Sur la demande de dommages et intérêts pour procédure abusive
Moyens des parties
M. [P] soutient que le rapport d'expertise judiciaire en date du 13 mai 2019, s'il concluait à l'existence de défauts de non-conformité, indiquait que l'ancienneté présumée des travaux sur l'ouvrage litigieux faisait échec à ce que la responsabilité du vendeur puisse être engagée ; qu'il a été démontré que le rapport d'expertise judiciaire n'encourait nullement la nullité et qu'il était au contraire, parfaitement recevable ; que les pièces sur lesquelles Mme [H] entend le voir condamner n'apportaient pas plus d'éléments aux débats que ceux déjà soumis dans le cadre des opérations d'expertise, mais celle-ci s'est obstinée à feindre d'ignorer la réalité suivant son action est mal-fondée ; qu'il ressort expressément de la procédure que Mme [H] est d'une mauvaise foi sans commune mesure ; qu'elle a tenté d'obtenir de manière frauduleuse une attestation auprès de Mme [N] ; que en résulte que Mme [H] sera condamnée à lui verser à la somme de 3 000 € à titre de dommages et intérêts.
Mme [H] réplique qu'elle a rapporté la preuve de nombreuses infiltrations tant au niveau de la couverture que des menuiseries ; qu'elle subit incontestablement un préjudice totalement ignoré par l'expert judiciaire en raison du fait que la toiture est actuellement bâchée ce qui ne saurait correspondre à un ouvrage pérenne ; que la présente procédure n'est nullement abusive, si l'on considère également que l'expert judiciaire a omis purement et simplement bon nombre des points de sa mission, mais également d'analyser les infiltrations par les menuiseries ; que dès lors M. [P] sera débouté de sa demande à ce titre.
Réponse de la cour
Ainsi qu'il a été précédemment exposé, l'action diligentée par Mme [H] à l'encontre du vendeur était bien-fondée, ce qui exclut qu'elle ait pu commettre une faute dans l'exercice de son droit d'agir en justice à l'encontre de celui-ci.

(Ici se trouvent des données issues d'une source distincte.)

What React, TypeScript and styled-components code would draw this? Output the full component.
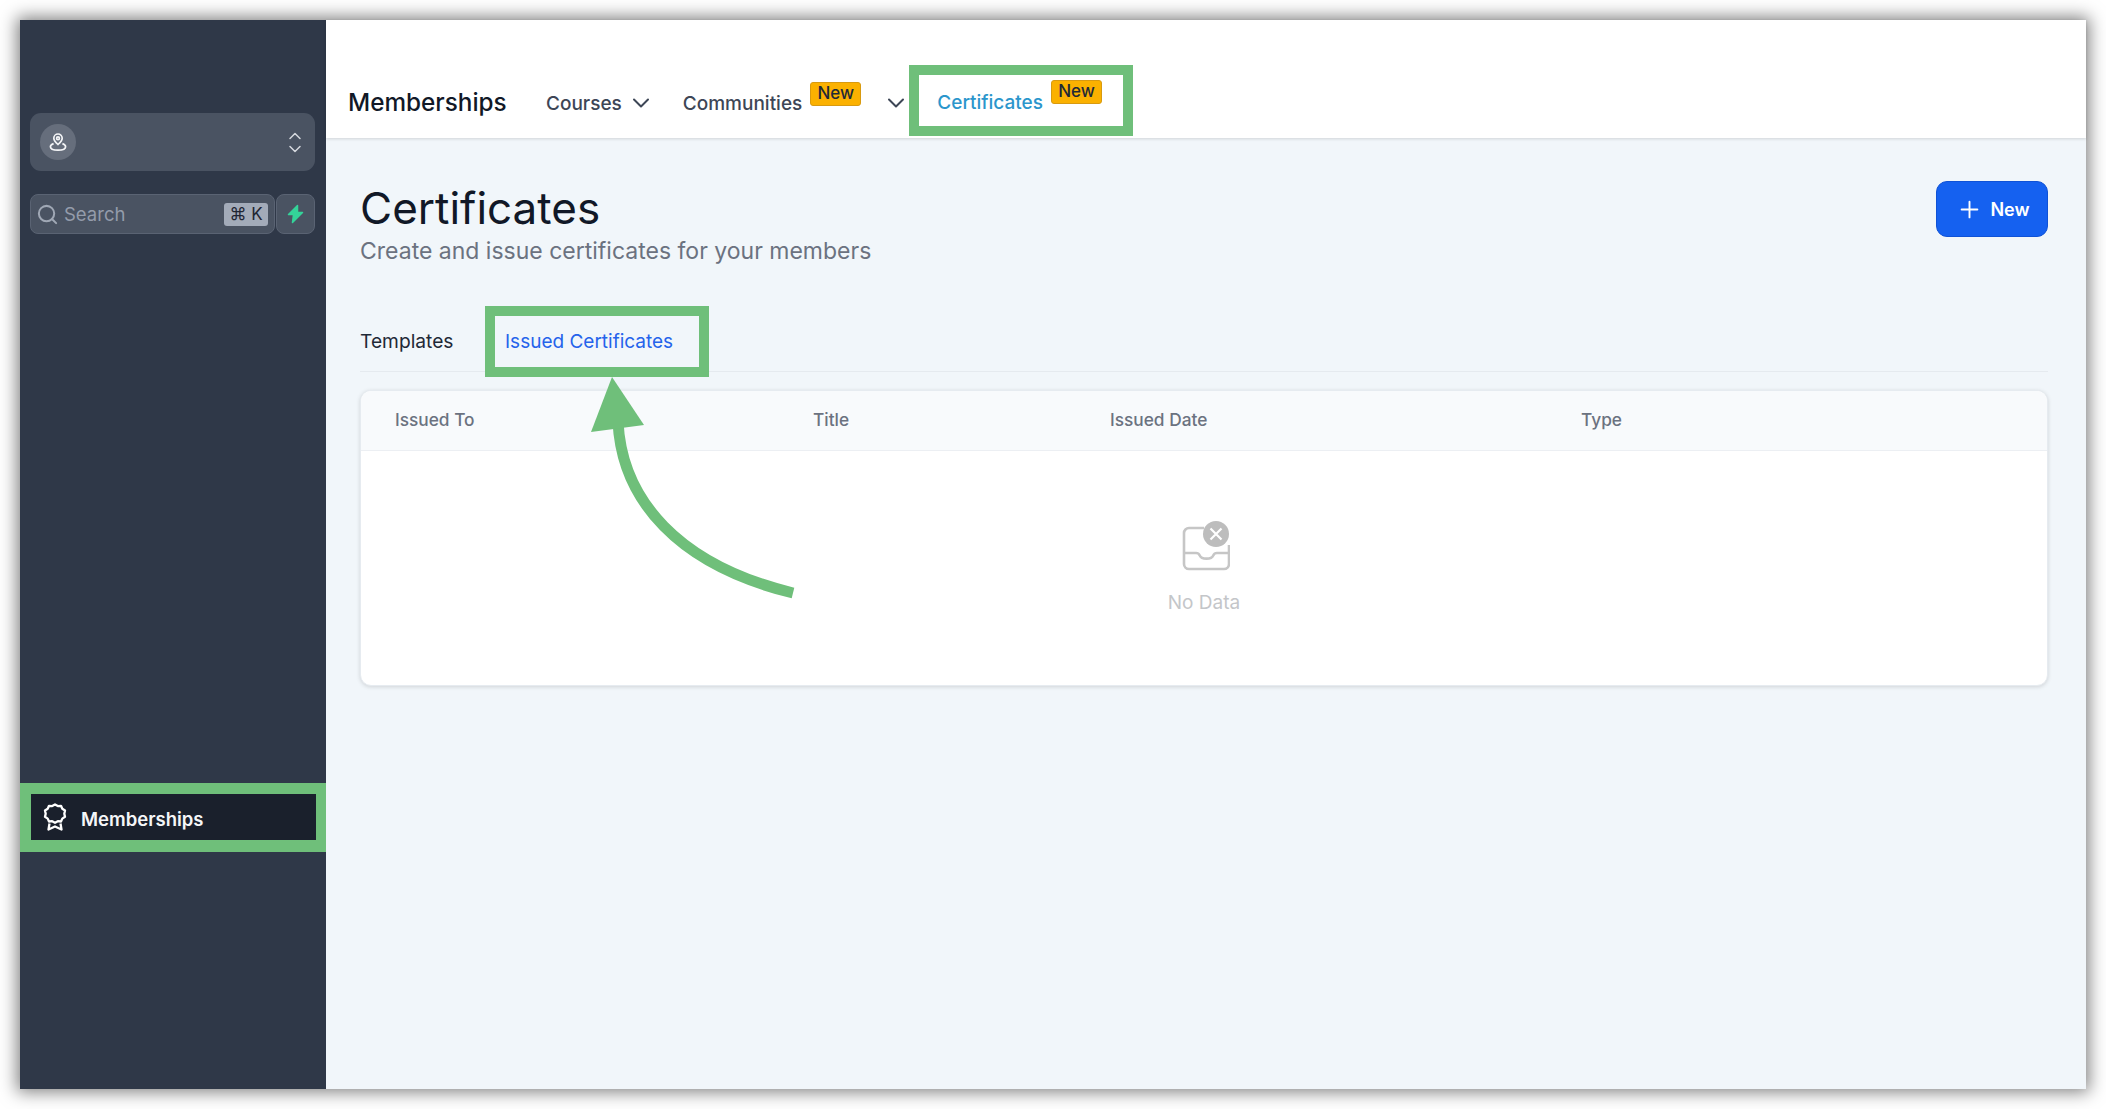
import React from 'react';
import styled, { createGlobalStyle } from 'styled-components';
import { ChevronDown, ChevronUp, Plus, Search } from 'lucide-react';

const GREEN = '#6fbf7a';

const GlobalStyle = createGlobalStyle`
  html, body {
    margin: 0;
    background: #ffffff;
    font-family: Inter, "Liberation Sans", sans-serif;
  }
  * {
    box-sizing: border-box;
  }
`;

const App = () => {
  return (
    <Screen>
      <GlobalStyle />
      <Window>
        <Sidebar>
          <Workspace>
            <Avatar>
              <svg width="22" height="22" viewBox="0 0 22 22" fill="none" stroke="#f4f5f7" strokeWidth="1.7">
                <path d="M11 13.5c-2.6-2.4-4.2-4.2-4.2-6.3a4.2 4.2 0 0 1 8.4 0c0 2.1-1.6 3.9-4.2 6.3z" />
                <circle cx="11" cy="7.2" r="1.4" />
                <path d="M6.6 12.6C4.4 13.4 3.4 14.5 3.4 15.8c0 2 3.4 3.4 7.6 3.4s7.6-1.4 7.6-3.4c0-1.3-1-2.4-3.2-3.2" />
              </svg>
            </Avatar>
            <Stepper>
              <ChevronUp size={20} strokeWidth={1.8} />
              <ChevronDown size={20} strokeWidth={1.8} />
            </Stepper>
          </Workspace>
          <SearchRow>
            <SearchBox>
              <Search size={23} strokeWidth={2.1} color="#a0a8b5" />
              <SearchText>Search</SearchText>
              <Kbd>⌘ K</Kbd>
            </SearchBox>
            <BoltButton>
              <svg width="17" height="20" viewBox="0 0 17 20" fill="#34d399" stroke="#34d399" strokeWidth="1.5" strokeLinejoin="round">
                <path d="M10.5 1.5 1.5 10.5h5L5.5 18.5 15.5 8.5h-5z" />
              </svg>
            </BoltButton>
          </SearchRow>
          <SideHighlight>
            <SideItem>
              <svg width="24" height="28" viewBox="0 0 24 28" fill="none" stroke="#ffffff" strokeWidth="2.3" strokeLinejoin="round">
                <path d="M12 1.5l2.8 1.6 3.2-.3 1.3 2.9 2.7 1.8-.7 3.2.7 3.1-2.7 1.8-1.3 2.9-3.2-.3-2.8 1.6-2.8-1.6-3.2.3-1.3-2.9-2.7-1.8.7-3.1-.7-3.2 2.7-1.8 1.3-2.9 3.2.3z" />
                <path d="M6.5 20.5 5.5 26.5l6.5-3 6.5 3-1-6" />
              </svg>
              <SideLabel>Memberships</SideLabel>
            </SideItem>
          </SideHighlight>
        </Sidebar>

        <Main>
          <TopBar>
            <Brand>Memberships</Brand>
            <NavItem $gap={5} $after={28}>
              Courses
              <ChevronDown size={28} strokeWidth={1.7} />
            </NavItem>
            <NavItem $gap={8} $after={-1}>
              Communities
              <Badge>New</Badge>
              <NavChevron>
                <ChevronDown size={28} strokeWidth={1.7} />
              </NavChevron>
            </NavItem>
            <ActiveNav>
              Certificates
              <Badge>New</Badge>
            </ActiveNav>
          </TopBar>

          <Page>
            <PageHead>
              <div>
                <Title>Certificates</Title>
                <Subtitle>Create and issue certificates for your members</Subtitle>
              </div>
              <NewButton>
                <Plus size={27} strokeWidth={1.7} />
                New
              </NewButton>
            </PageHead>

            <Tabs>
              <Tab>Templates</Tab>
              <ActiveTab>Issued Certificates</ActiveTab>
            </Tabs>

            <Card>
              <TableHead>
                <span>Issued To</span>
                <span>Title</span>
                <span>Issued Date</span>
                <span>Type</span>
              </TableHead>
              <Empty>
                <EmptyIcon width="48" height="50" viewBox="0 0 48 50" fill="none">
                  <path
                    d="M22 7H7a5 5 0 0 0-5 5v31a5 5 0 0 0 5 5h35a5 5 0 0 0 5-5V24M2 32h12c2 0 3 .8 3.6 2.2.9 2.2 3.2 3.4 6.9 3.4s6-1.2 6.9-3.4c.6-1.4 1.6-2.2 3.6-2.2H47"
                    stroke="#c6c6c6"
                    strokeWidth="2.6"
                  />
                  <circle cx="34" cy="13" r="13" fill="#bdbdbd" />
                  <path d="M28.5 7.5l11 11m0-11l-11 11" stroke="#ffffff" strokeWidth="2.2" />
                </EmptyIcon>
                <EmptyText>No Data</EmptyText>
              </Empty>
            </Card>
          </Page>
        </Main>

        <Arrow width="230" height="230" viewBox="0 0 230 230" fill="none">
          <path d="M38 52C42 130 98 195 213 223" stroke={GREEN} strokeWidth="11" />
          <path d="M32 7 11 62 64 55z" fill={GREEN} />
        </Arrow>
      </Window>
    </Screen>
  );
};

export default App;

const Screen = styled.div`
  width: 2106px;
  height: 1109px;
  padding: 20px;
  overflow: hidden;
`;

const Window = styled.div`
  position: relative;
  display: flex;
  width: 2066px;
  height: 1069px;
  background: #f1f6fa;
  box-shadow: 0 0 16px 3px rgba(0, 0, 0, 0.5);
`;

const Sidebar = styled.aside`
  display: flex;
  flex-direction: column;
  flex: none;
  width: 306px;
  padding-top: 93px;
  background: #2f3848;
`;

const Workspace = styled.div`
  display: flex;
  align-items: center;
  justify-content: space-between;
  height: 58px;
  margin: 0 11px 0 10px;
  padding: 0 10px;
  border-radius: 11px;
  background: #4a5362;
`;

const Avatar = styled.div`
  display: flex;
  align-items: center;
  justify-content: center;
  width: 36px;
  height: 36px;
  border-radius: 50%;
  background: #666e7c;
`;

const Stepper = styled.div`
  display: flex;
  flex-direction: column;
  color: #d5d8de;
  line-height: 0;

  svg {
    margin: -3.5px 0;
  }
`;

const SearchRow = styled.div`
  display: flex;
  gap: 1px;
  height: 40px;
  margin: 23px 11px 0 10px;
`;

const SearchBox = styled.div`
  display: flex;
  align-items: center;
  flex: 1;
  padding: 0 6px 0 5px;
  border: 1px solid #5a6373;
  border-radius: 8px;
  background: #4a5362;
`;

const SearchText = styled.span`
  margin-left: 5px;
  font-size: 18.5px;
  color: #949cab;
`;

const Kbd = styled.span`
  margin-left: auto;
  width: 44px;
  height: 23px;
  border-radius: 3px;
  background: #a3abb9;
  color: #1f2633;
  font-family: Inter, "DejaVu Sans", sans-serif;
  font-size: 17px;
  line-height: 23px;
  text-align: center;
`;

const BoltButton = styled.div`
  display: flex;
  align-items: center;
  justify-content: center;
  width: 39px;
  border: 1px solid #5a6373;
  border-radius: 8px;
  background: #4a5362;
`;

const SideHighlight = styled.div`
  height: 69px;
  margin-top: 549px;
  padding: 11px 10px 12px 11px;
  background: ${GREEN};
`;

const SideItem = styled.div`
  display: flex;
  align-items: center;
  gap: 14px;
  height: 100%;
  padding-left: 12px;
  background: #1a202c;
`;

const SideLabel = styled.span`
  padding-top: 3px;
  font-size: 18.5px;
  font-weight: 600;
  color: #f5f6f8;
`;

const Main = styled.main`
  display: flex;
  flex-direction: column;
  flex: 1;
  min-width: 0;
`;

const TopBar = styled.header`
  display: flex;
  align-items: center;
  height: 118px;
  padding: 42px 0 0 22px;
  background: #ffffff;
  box-shadow: 0 1px 3px rgba(0, 0, 0, 0.14);
`;

const Brand = styled.div`
  width: 198px;
  padding-top: 4px;
  font-size: 24.3px;
  font-weight: 500;
  color: #111827;
`;

const NavItem = styled.div<{ $gap: number; $after: number }>`
  display: flex;
  align-items: center;
  gap: ${(p) => p.$gap}px;
  margin-right: ${(p) => p.$after}px;
  padding-top: 6px;
  font-size: 19px;
  font-weight: 500;
  color: #3d4656;
`;

const NavChevron = styled.span`
  display: flex;
  margin-left: 13px;
`;

const Badge = styled.span`
  width: 51px;
  height: 24px;
  border: 1px solid #d89a10;
  border-radius: 3px;
  background: #fbb100;
  color: #1f2937;
  font-size: 17px;
  font-weight: 500;
  line-height: 21px;
  text-align: center;
  transform: translateY(-9px);
`;

const ActiveNav = styled.div`
  display: flex;
  align-items: center;
  gap: 8px;
  height: 71px;
  padding: 4px 21px 0 18px;
  border: 10px solid ${GREEN};
  background: #ffffff;
  font-size: 19px;
  font-weight: 500;
  color: #2b96cc;

  ${Badge} {
    transform: translateY(-10px);
  }
`;

const Page = styled.div`
  flex: 1;
  padding: 42px 38px 0 34px;
`;

const PageHead = styled.div`
  display: flex;
  align-items: flex-start;
  justify-content: space-between;
`;

const Title = styled.h1`
  margin: 4px 0 0;
  font-size: 44px;
  font-weight: 400;
  line-height: 48px;
  color: #111827;
`;

const Subtitle = styled.p`
  margin: 4px 0 0;
  font-size: 23px;
  line-height: 30px;
  color: #6b7280;
`;

const NewButton = styled.button`
  display: flex;
  align-items: center;
  justify-content: center;
  gap: 7px;
  width: 112px;
  height: 56px;
  margin-top: 1px;
  padding: 0 0 0 2px;
  border: 1px solid #0f52d6;
  border-radius: 11px;
  background: #1561f0;
  color: #ffffff;
  font-family: inherit;
  font-size: 18px;
  font-weight: 600;
`;

const Tabs = styled.div`
  display: flex;
  align-items: center;
  height: 66px;
  margin-top: 40px;
  border-bottom: 1px solid #e5eaef;
`;

const Tab = styled.div`
  width: 125px;
  padding-top: 5px;
  font-size: 19.2px;
  color: #1f2937;
`;

const ActiveTab = styled.div`
  position: relative;
  z-index: 1;
  display: flex;
  align-items: center;
  height: 71px;
  margin-bottom: -5px;
  padding: 0 26px 0 10px;
  border: 10.5px solid ${GREEN};
  font-size: 19px;
  color: #2563eb;
`;

const Card = styled.section`
  height: 296px;
  margin-top: 18px;
  border: 1px solid #e6ebf0;
  border-radius: 11px;
  background: #ffffff;
  box-shadow: 0 1px 4px rgba(0, 0, 0, 0.14);
  overflow: hidden;
`;

const TableHead = styled.div`
  display: grid;
  grid-template-columns: 418px 297px 471px 1fr;
  align-items: center;
  height: 60px;
  padding: 0 0 2px 34px;
  border-bottom: 1px solid #eceff3;
  background: #f8fafc;
  color: #6b7280;
  font-size: 17.3px;
  font-weight: 500;
`;

const Empty = styled.div`
  display: flex;
  flex-direction: column;
  align-items: center;
  padding-top: 70px;
`;

const EmptyIcon = styled.svg`
  margin-left: 3px;
`;

const EmptyText = styled.div`
  margin-top: 20px;
  font-size: 19px;
  color: #c4c6c9;
`;

const Arrow = styled.svg`
  position: absolute;
  left: 560px;
  top: 350px;
  z-index: 2;
  pointer-events: none;
`;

Le jugement sera donc confirmé en ce qu'il a rejeté la demande de dommages et intérêts formée par M. [P].
Sur les frais de procédure
Le jugement sera infirmé en ses chefs statuant sur les dépens et les frais irrépétibles.
M. [P] sera condamné aux entiers dépens de première instance et d'appel qui comporteront le les frais de l'instance de référé et d'expertise judiciaire avec application des dispositions de l'article 699 du code de procédure civile. En revanche, le coût du procès-verbal de constat d'huissier de justice auquel Mme [H] a eu recours n'est pas inclus dans les dépens mais sera indemnisé au titre des frais irrépétibles.

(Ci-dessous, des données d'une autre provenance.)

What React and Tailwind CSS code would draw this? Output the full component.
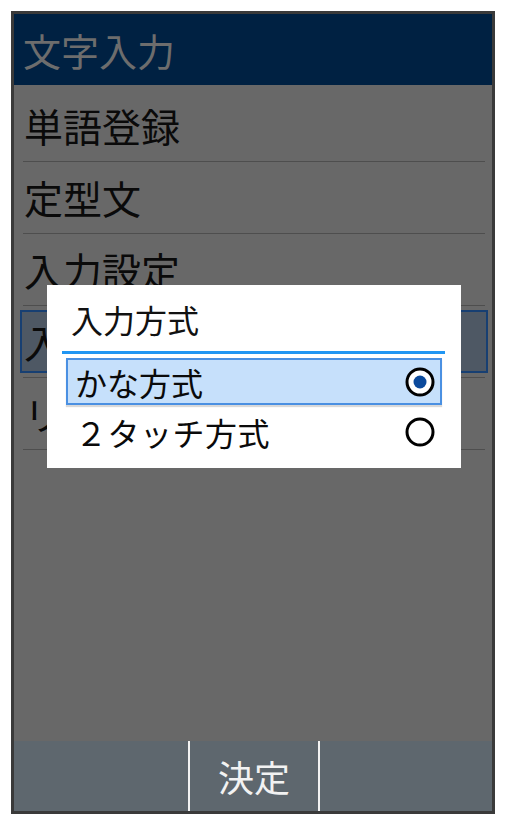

M. [P] sera condamné à payer à Mme [H] une somme de 2 000 euros sur le fondement de l'article 700 du code de procédure civile.
PAR CES MOTIFS,
Statuant publiquement, par arrêt contradictoire et en dernier ressort,
INFIRME le jugement en ce qu'il a :
- rejeté la demande de nullité du rapport d'expertise ;
- débouté Mme [H] de sa demande en paiement des travaux de reprise de la couverture et des menuiseries et en indemnisation de son préjudice de jouissance ;
- condamné Mme [H] à payer à M. [P] la somme de 1 500 euros sur le fondement de l'article 700 du code de procédure civile ;
- condamné Mme [H] aux dépens comprenant les frais d'expertise judiciaire ;
CONFIRME le jugement en ses autres dispositions critiquées ;
STATUANT À NOUVEAU sur les chefs infirmés et Y AJOUTANT :
ANNULE le rapport d'expertise judiciaire déposé par M. [W] le 13 mai 2019 ;
DIT que M. [P] est tenu de la garantie des vices cachés à l'égard de Mme [H] ;
CONDAMNE M. [P] à payer à Mme [H] les sommes suivantes :
- 23 318,81 euros au titre des travaux de toiture, outre l'indexation selon l'évolution de l'indice BT 01 entre l'indice publié le 23 décembre 2017 et celui publié au jour du présent arrêt ;
- 941,88 euros au titre du coût du bâchage provisoire ;
- 6 542,58 euros au titre des travaux de menuiserie, outre l'indexation selon l'évolution de l'indice BT 01 entre l'indice publié le 7 septembre 2018 et celui publié au jour du présent arrêt ;
- 5 800 euros au titre du préjudice de jouissance ;
CONDAMNE M. [P] aux entiers dépens de première instance et d'appel comprenant les frais de l'instance de référé et les frais d'expertise judiciaire;
AUTORISE les avocats de la cause à recouvrer directement et à leur profit, contre la partie condamnée aux dépens, ceux dont ils ont fait l'avance sans avoir reçu provision ;
CONDAMNE M. [P] à payer à Mme [H] la somme de 2 000 euros sur le fondement de l'article 700 du code de procédure civile.
Arrêt signé par Madame Anne-Lise COLLOMP, Président de Chambre et Mme Karine DUPONT, Greffier, auquel la minute de la décision a été remise par le magistrat signataire.